**WHAT TO WORK ON:** In your copy, include every line of the listing below exactly but none of the pictures.

◇ ◇ ◇ ◇ ◇ ◇ ◇

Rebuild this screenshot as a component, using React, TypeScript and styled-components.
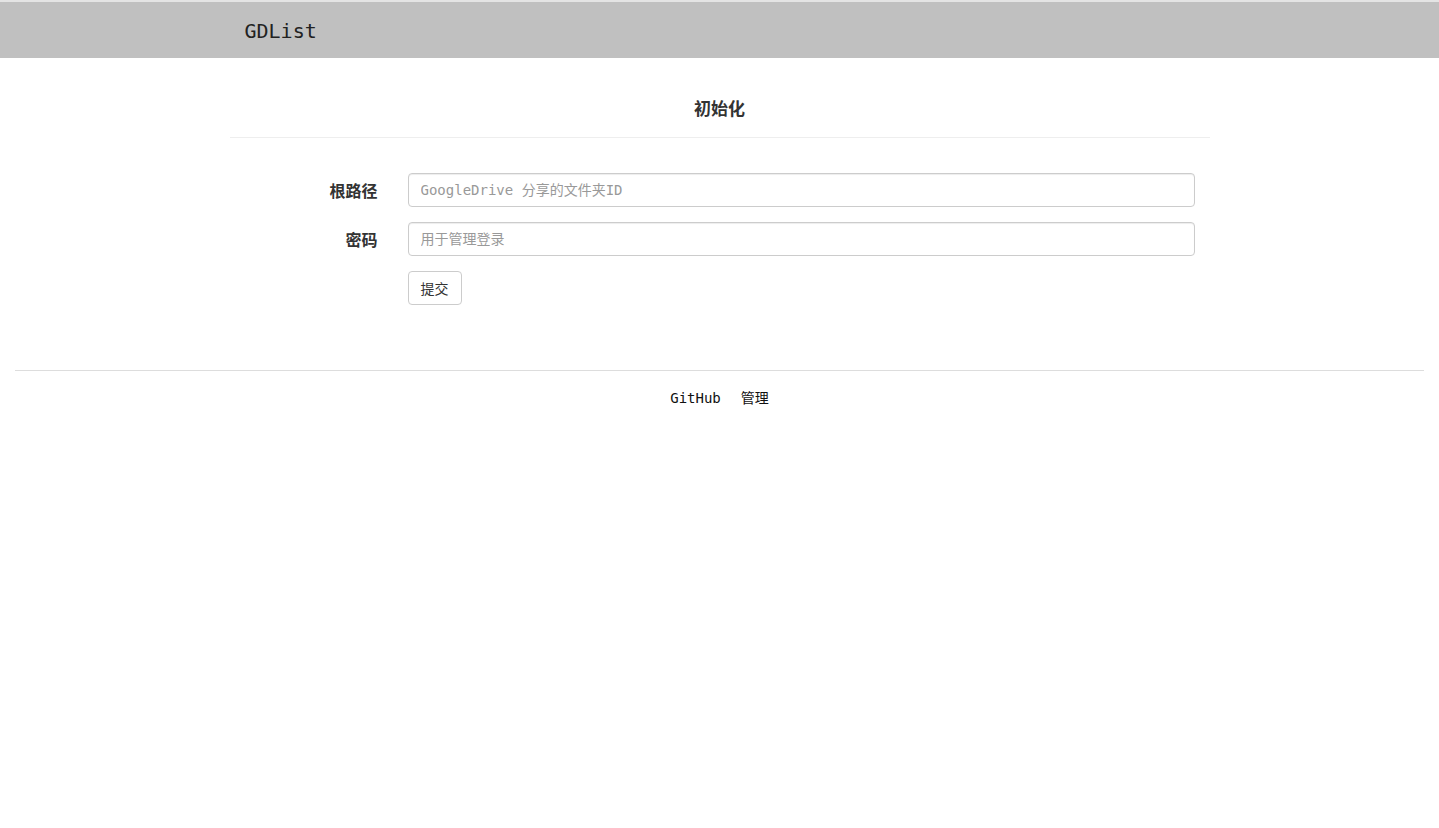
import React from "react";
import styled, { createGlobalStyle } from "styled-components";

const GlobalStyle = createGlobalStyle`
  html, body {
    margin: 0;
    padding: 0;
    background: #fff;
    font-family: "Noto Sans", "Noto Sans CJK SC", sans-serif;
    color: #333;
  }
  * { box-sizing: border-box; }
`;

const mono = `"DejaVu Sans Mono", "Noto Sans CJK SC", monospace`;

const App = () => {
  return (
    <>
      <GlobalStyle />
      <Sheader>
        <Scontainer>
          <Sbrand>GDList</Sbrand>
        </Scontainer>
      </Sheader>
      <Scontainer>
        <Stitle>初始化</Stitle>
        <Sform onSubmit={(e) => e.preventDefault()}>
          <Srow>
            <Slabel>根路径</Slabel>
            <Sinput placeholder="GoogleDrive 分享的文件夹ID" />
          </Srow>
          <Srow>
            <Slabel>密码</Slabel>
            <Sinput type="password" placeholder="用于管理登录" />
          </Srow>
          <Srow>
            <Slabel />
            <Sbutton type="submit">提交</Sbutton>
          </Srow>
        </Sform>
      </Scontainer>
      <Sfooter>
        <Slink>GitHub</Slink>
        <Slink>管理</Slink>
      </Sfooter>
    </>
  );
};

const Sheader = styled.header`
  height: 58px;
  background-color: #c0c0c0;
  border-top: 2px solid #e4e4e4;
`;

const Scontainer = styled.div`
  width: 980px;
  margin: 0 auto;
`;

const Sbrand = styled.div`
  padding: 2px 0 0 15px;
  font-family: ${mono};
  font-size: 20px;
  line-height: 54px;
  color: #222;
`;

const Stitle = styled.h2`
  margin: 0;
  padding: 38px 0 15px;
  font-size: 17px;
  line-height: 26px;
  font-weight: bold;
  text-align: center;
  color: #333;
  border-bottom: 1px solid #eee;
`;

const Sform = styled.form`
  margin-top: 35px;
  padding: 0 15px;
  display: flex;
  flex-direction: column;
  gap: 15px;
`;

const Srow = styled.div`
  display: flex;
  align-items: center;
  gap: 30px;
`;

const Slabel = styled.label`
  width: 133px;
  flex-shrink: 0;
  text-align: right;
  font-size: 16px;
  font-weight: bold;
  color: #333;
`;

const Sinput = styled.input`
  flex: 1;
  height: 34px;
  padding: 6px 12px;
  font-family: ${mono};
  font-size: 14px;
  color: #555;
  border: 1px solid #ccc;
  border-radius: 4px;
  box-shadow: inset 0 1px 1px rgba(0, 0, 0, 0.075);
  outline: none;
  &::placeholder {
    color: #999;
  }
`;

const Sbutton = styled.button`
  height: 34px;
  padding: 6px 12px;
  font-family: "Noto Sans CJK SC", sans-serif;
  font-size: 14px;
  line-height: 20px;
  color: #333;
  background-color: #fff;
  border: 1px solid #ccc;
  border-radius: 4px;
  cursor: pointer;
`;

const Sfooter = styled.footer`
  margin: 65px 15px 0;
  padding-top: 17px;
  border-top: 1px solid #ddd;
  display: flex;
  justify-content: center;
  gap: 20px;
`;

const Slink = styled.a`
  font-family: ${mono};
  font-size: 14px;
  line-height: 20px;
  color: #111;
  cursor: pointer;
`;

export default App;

◇ ◇ ◇ ◇ ◇ ◇ ◇

**RESPONSE BELOW:**
Rebuild this screenshot as a component, using React, TypeScript and styled-components.
import React from "react";
import styled, { createGlobalStyle } from "styled-components";

const GlobalStyle = createGlobalStyle`
  html, body {
    margin: 0;
    padding: 0;
    background: #fff;
    font-family: "Noto Sans", "Noto Sans CJK SC", sans-serif;
    color: #333;
  }
  * { box-sizing: border-box; }
`;

const mono = `"DejaVu Sans Mono", "Noto Sans CJK SC", monospace`;

const App = () => {
  return (
    <>
      <GlobalStyle />
      <Sheader>
        <Scontainer>
          <Sbrand>GDList</Sbrand>
        </Scontainer>
      </Sheader>
      <Scontainer>
        <Stitle>初始化</Stitle>
        <Sform onSubmit={(e) => e.preventDefault()}>
          <Srow>
            <Slabel>根路径</Slabel>
            <Sinput placeholder="GoogleDrive 分享的文件夹ID" />
          </Srow>
          <Srow>
            <Slabel>密码</Slabel>
            <Sinput type="password" placeholder="用于管理登录" />
          </Srow>
          <Srow>
            <Slabel />
            <Sbutton type="submit">提交</Sbutton>
          </Srow>
        </Sform>
      </Scontainer>
      <Sfooter>
        <Slink>GitHub</Slink>
        <Slink>管理</Slink>
      </Sfooter>
    </>
  );
};

const Sheader = styled.header`
  height: 58px;
  background-color: #c0c0c0;
  border-top: 2px solid #e4e4e4;
`;

const Scontainer = styled.div`
  width: 980px;
  margin: 0 auto;
`;

const Sbrand = styled.div`
  padding: 2px 0 0 15px;
  font-family: ${mono};
  font-size: 20px;
  line-height: 54px;
  color: #222;
`;

const Stitle = styled.h2`
  margin: 0;
  padding: 38px 0 15px;
  font-size: 17px;
  line-height: 26px;
  font-weight: bold;
  text-align: center;
  color: #333;
  border-bottom: 1px solid #eee;
`;

const Sform = styled.form`
  margin-top: 35px;
  padding: 0 15px;
  display: flex;
  flex-direction: column;
  gap: 15px;
`;

const Srow = styled.div`
  display: flex;
  align-items: center;
  gap: 30px;
`;

const Slabel = styled.label`
  width: 133px;
  flex-shrink: 0;
  text-align: right;
  font-size: 16px;
  font-weight: bold;
  color: #333;
`;

const Sinput = styled.input`
  flex: 1;
  height: 34px;
  padding: 6px 12px;
  font-family: ${mono};
  font-size: 14px;
  color: #555;
  border: 1px solid #ccc;
  border-radius: 4px;
  box-shadow: inset 0 1px 1px rgba(0, 0, 0, 0.075);
  outline: none;
  &::placeholder {
    color: #999;
  }
`;

const Sbutton = styled.button`
  height: 34px;
  padding: 6px 12px;
  font-family: "Noto Sans CJK SC", sans-serif;
  font-size: 14px;
  line-height: 20px;
  color: #333;
  background-color: #fff;
  border: 1px solid #ccc;
  border-radius: 4px;
  cursor: pointer;
`;

const Sfooter = styled.footer`
  margin: 65px 15px 0;
  padding-top: 17px;
  border-top: 1px solid #ddd;
  display: flex;
  justify-content: center;
  gap: 20px;
`;

const Slink = styled.a`
  font-family: ${mono};
  font-size: 14px;
  line-height: 20px;
  color: #111;
  cursor: pointer;
`;

export default App;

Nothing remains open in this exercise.